You may not have heard of Mike Godwin — the American lawyer who coined the phrase ‘Godwin’s law,’ in the 90s — but you see his adage in effect every single day. Godwin’s law (for those of you who prefer to read your newspapers on paper, rather than in the heady star chamber of the internet) states that as an online discussion progresses, it is inevitable that someone or something will be compared to the Nazis.
And like all great invading powers, Godwin’s law is annexing further territory. Living as we do in the age of enormous offence being taken at the most minor provocation, I have long believed it was only a matter of time before everyone had called everyone else a Nazi, and we could all wipe the slate clean and start again, perhaps with Stalinism or the Khmer Rouge as the genocidal insult du jour.
But I hadn’t realised things would reach parodic status quite so neatly as this week, when a board member of the Swiss charity, The Anne Frank Fund, accused the Dutch charity, The Anne Frank Foundation, of behaving like Nazis.

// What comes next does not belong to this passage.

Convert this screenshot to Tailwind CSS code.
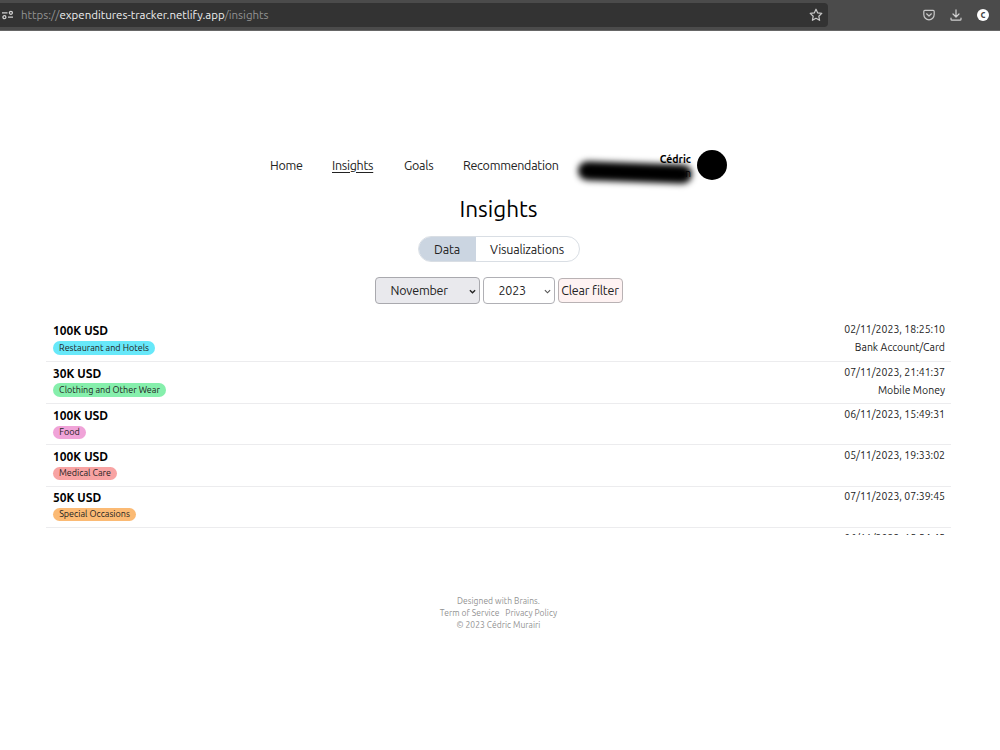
<!DOCTYPE html>
<html lang="en">

<head>
  <meta charset="UTF-8" />
  <meta name="viewport" content="width=device-width, initial-scale=1.0" />
  <script src="https://cdn.jsdelivr.net/npm/@tailwindcss/browser@4"></script>
  <title>Insights | Expenditures Tracker</title>
</head>

<body class="bg-white text-[#222] h-[750px] overflow-hidden flex flex-col font-['Ubuntu','Noto_Sans',sans-serif]">
  <!-- Browser bar -->
  <div class="h-[31px] shrink-0 bg-[#4b4b4b] border-b border-[#666] flex items-center">
    <div class="w-[828px] h-6 bg-[#333] rounded-r flex items-center pl-[2px] pr-[5px]">
      <svg class="w-3 h-3" viewBox="0 0 12 12" fill="none" stroke="#d0d0d0" stroke-width="1.3">
        <path d="M0 3.8h5.5M6 8.2h5" />
        <circle cx="8.9" cy="3.8" r="1.5" />
        <circle cx="2.4" cy="8.2" r="1.5" />
      </svg>
      <p class="ml-[7px] text-[11.5px] tracking-[-0.01px] text-[#929292] whitespace-nowrap">https://<span class="text-[#eee]">expenditures-tracker.netlify.app</span>/insights</p>
      <svg class="w-[14px] h-[14px] ml-auto" viewBox="0 0 14 14" fill="none" stroke="#c9c9c9" stroke-width="1.2" stroke-linejoin="round">
        <path d="M7 1.2l1.7 3.7 4.1.5-3 2.8.8 4.1L7 10.3l-3.6 2 .8-4.1-3-2.8 4.1-.5z" />
      </svg>
    </div>
    <div class="ml-auto mr-[11px] flex items-center gap-[15px]">
      <svg class="w-3 h-3" viewBox="0 0 12 12" fill="none" stroke="#c9c9c9" stroke-width="1.2" stroke-linecap="round" stroke-linejoin="round">
        <path d="M1.8 1.4h8.4a1 1 0 0 1 1 1v3.2a5.2 5.2 0 0 1-10.4 0V2.4a1 1 0 0 1 1-1zM3.6 4.8L6 7l2.4-2.2" />
      </svg>
      <svg class="w-3 h-3" viewBox="0 0 12 12" fill="none" stroke="#d0d0d0" stroke-width="1.2" stroke-linecap="round" stroke-linejoin="round">
        <path d="M6 .8v7M3 5l3 3 3-3M1 9.2v1a1 1 0 0 0 1 1h8a1 1 0 0 0 1-1v-1" />
      </svg>
      <span class="w-3 h-3 rounded-full bg-white text-[#444] text-[10px] font-bold leading-[11px] text-center">c</span>
    </div>
  </div>

  <!-- Navigation -->
  <header class="mt-[119px] h-[30px] w-[457px] ml-[270px] flex items-center text-[12.5px] tracking-[-0.28px] shrink-0">
    <nav class="flex items-center gap-[30px] whitespace-nowrap">
      <a href="#" class="w-8">Home</a>
      <a href="#" class="w-[42px] underline underline-offset-2">Insights</a>
      <a href="#" class="w-[29px]">Goals</a>
      <a href="#" class="w-[95px]">Recommendation</a>
    </nav>
    <div class="relative ml-auto flex items-center gap-[6px]">
      <div class="text-[10.5px] font-bold text-right leading-[14px] tracking-normal text-black pt-px">
        <p>Cédric</p>
        <p class="font-normal">n</p>
      </div>
      <div class="absolute -left-[82px] top-[13px] w-[114px] h-[19px] rounded-full bg-black blur-[3px] rotate-2"></div>
      <div class="relative w-[30px] h-[30px] rounded-full bg-black"></div>
    </div>
  </header>

  <main class="flex flex-col items-center pr-[3px] shrink-0">
    <h1 class="mt-[13px] text-[22.5px] leading-8 text-black">Insights</h1>

    <div class="mt-[11px] h-[26px] w-[162px] flex rounded-full border border-[#d9dee4] overflow-hidden text-[12.5px] tracking-[-0.2px] whitespace-nowrap">
      <button class="w-[57px] shrink-0 bg-[#cbd5e1]">Data</button>
      <button class="grow">Visualizations</button>
    </div>

    <div class="mt-[15px] h-[27px] flex items-center gap-[3px] text-[12.5px] tracking-[-0.2px] whitespace-nowrap">
      <button class="w-[105px] h-[27px] flex items-center justify-between pl-[15px] pr-[3px] rounded border border-[#a9a9ae] bg-[#e9e9ed]">
        <span>November</span>
        <svg class="w-[7px] h-[7px] mt-[2px]" viewBox="0 0 8 8" fill="none" stroke="#222" stroke-width="1.5"><path d="M1 2.5l3 3 3-3" /></svg>
      </button>
      <button class="w-[72px] h-[27px] flex items-center justify-between pl-[15px] pr-[3px] rounded border border-[#b0b0b5] bg-white">
        <span>2023</span>
        <svg class="w-[7px] h-[7px] mt-[2px]" viewBox="0 0 8 8" fill="none" stroke="#555" stroke-width="1.3"><path d="M1 2.5l3 3 3-3" /></svg>
      </button>
      <button class="w-[65px] h-[25px] rounded border border-[#b9b2b4] bg-[#fef2f2]">Clear filter</button>
    </div>
  </main>

  <!-- Expenditures -->
  <ul class="mt-[15px] ml-[46px] w-[905px] h-[216px] shrink-0 overflow-hidden text-[10.5px] whitespace-nowrap">
    <li class="h-[43px] pl-[7px] pr-[6px] pt-[4px] flex justify-between border-b border-[#ececee]">
      <div>
        <h2 class="text-[12px] leading-[16px] font-bold text-black">100K USD</h2>
        <span class="mt-[2px] h-[14px] pt-px w-[102px] flex items-center justify-center rounded-full bg-[#67e8f9] text-[9px]">Restaurant and Hotels</span>
      </div>
      <div class="text-right leading-[18px] -mt-[3px]">
        <p>02/11/2023, 18:25:10</p>
        <p>Bank Account/Card</p>
      </div>
    </li>
    <li class="h-[42px] pl-[7px] pr-[6px] pt-[4px] flex justify-between border-b border-[#ececee]">
      <div>
        <h2 class="text-[12px] leading-[16px] font-bold text-black">30K USD</h2>
        <span class="mt-px h-[14px] pt-[2px] w-[113px] flex items-center justify-center rounded-full bg-[#86efac] text-[9px]">Clothing and Other Wear</span>
      </div>
      <div class="text-right leading-[18px] -mt-[3px]">
        <p>07/11/2023, 21:41:37</p>
        <p>Mobile Money</p>
      </div>
    </li>
    <li class="h-[41px] pl-[7px] pr-[6px] pt-[4px] flex justify-between border-b border-[#ececee]">
      <div>
        <h2 class="text-[12px] leading-[16px] font-bold text-black">100K USD</h2>
        <span class="mt-[2px] h-[13px] pt-px w-[33px] flex items-center justify-center rounded-full bg-[#f0a3d8] text-[9px]">Food</span>
      </div>
      <p class="leading-[18px] -mt-[3px]">06/11/2023, 15:49:31</p>
    </li>
    <li class="h-[42px] pl-[7px] pr-[6px] pt-[4px] flex justify-between border-b border-[#ececee]">
      <div>
        <h2 class="text-[12px] leading-[16px] font-bold text-black">100K USD</h2>
        <span class="mt-[2px] h-[13px] pt-px w-[64px] flex items-center justify-center rounded-full bg-[#f8a3a3] text-[9px]">Medical Care</span>
      </div>
      <p class="leading-[18px] -mt-[3px]">05/11/2023, 19:33:02</p>
    </li>
    <li class="h-[41px] pl-[7px] pr-[6px] pt-[3px] flex justify-between border-b border-[#ececee]">
      <div>
        <h2 class="text-[12px] leading-[16px] font-bold text-black">50K USD</h2>
        <span class="mt-[2px] h-[13px] pt-px w-[83px] flex items-center justify-center rounded-full bg-[#fbba74] text-[9px]">Special Occasions</span>
      </div>
      <p class="leading-[18px] -mt-[3px]">07/11/2023, 07:39:45</p>
    </li>
    <li class="h-[41px] pl-[7px] pr-[6px] pt-[4px] flex justify-end">
      <p class="leading-[18px] -mt-[3px]">06/11/2023, 15:54:45</p>
    </li>
  </ul>

  <footer class="mt-[60px] pr-[3px] text-center text-[8.5px] tracking-[0.03px] leading-[12px] text-[#929292]">
    <p>Designed with Brains.</p>
    <p class="flex justify-center gap-[6px]"><a href="#">Term of Service</a><a href="#">Privacy Policy</a></p>
    <p>© 2023 Cédric Murairi</p>
  </footer>
</body>

</html>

The Swiss charity has every right to be annoyed with their Dutch rivals: they loaned the Foundation thousands of documents in 2007, which the Dutch haven’t returned. But notice how that behaviour is irritating, and perhaps illegal, but not especially reminiscent of murderous anti-Semitic fascists.
You’re already ahead of Yves Kugelmann, the Fund board-member who said this, ‘In the 1940s, the Frank family had its possessions seized by the Germans and their accomplices — now a Dutch institution is trying again to carry out a seizure’. Yes, someone whose very job description guarantees that they know better has compared a charity retaining historical records to the Nazis’ property seizures.
The Foundation haven’t responded by suggesting that anyone in Switzerland is probably sitting at a desk made entirely from 24-carat Nazi gold, but if they do, I won’t be at all surprised. The courts have been pondering who owns these papers for two years already (so at least they’re not like the Nazis, who were so efficient with paperwork). Perhaps they’ll find in favour of a sense of proportion.